Une intrigue comme celle-ci aurait eu besoin d’un travail visuel sur le thème du dévoilement, d’un jeu autour de ce que l’on montre de soi ou ce que l’on cache. A l’inverse Boisset opte pour une démarche de frontalité assez déconcertante et complètement impudique. On s’explique mal d’ailleurs de voir à l’écran autant de poitrines, paires de fesses et poils pubiens autrement que par une forme nonchalance misogyne qui ne dit pas son nom.
L’auteur de ses lignes concèdera cependant avoir fini par se laisser prendre au jeu de cette intrigue déconcertante et par la personnalité fragile et complexe de la protagoniste. Dans son dernier tiers Zabou fait face à l’excellent Yves Afonso et se met dans une situation à la « Ripley », ce héros de Patricia Highsmith si bien servi au cinéma, en se faisant passer pour une autre. La confusion des sentiments, l’hésitation réciproque, les prises de décisions soudaines et les revirements brutaux s’avèrent plus convaincants que toutes les autres situations présentées jusque-là.
Dans les quelques points positifs à noter également on relèvera la justesse de la représentation des divers univers que traversent les personnages. Cela a toujours été un des points forts de Boisset qui, s’il n’a pas su rendre son héroïne crédible, a traité les réalités sociologiques parallèles avec autant de sérieux que dans le reste de sa filmographie. On pense ainsi à la prostitution parisienne, à la classe moyenne de banlieue, au quotidien ensoleillé de la côte basque ou encore aux difficultés économiques des enseignants. La musique de Philipe Sarde mérite également d’être remarquée, mais comme souvent chez Boisset le souci est seulement qu’il ne l’a pas suffisamment employée. La mélodie dissonante et l’orchestration étrange qu’il propose auraient pourtant bien accompagnées plusieurs des déconcertantes prises de décision de la dite travestie.
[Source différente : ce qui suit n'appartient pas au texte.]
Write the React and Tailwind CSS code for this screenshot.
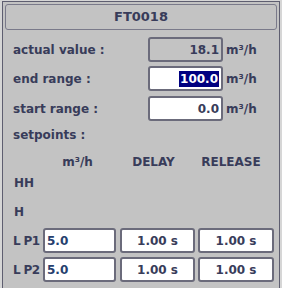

Et puis, à tout le moins, il s'agit d'un film qui surprend, une qualité que l'on peut accorder à beaucoup des films de son réalisateur mais qui se fit beaucoup plus rares dans ses derniers films de cinéma, et encore moins à la télévision. Le spectateur curieux pourra en tout cas trouver le film facilement aujourd’hui sur la plateforme de VOD de Canal+. Il a bénéficié d’une restauration de très bonne facture et on peut l’apprécier dans l’écrin d’un master 4K particulièrement convainquant.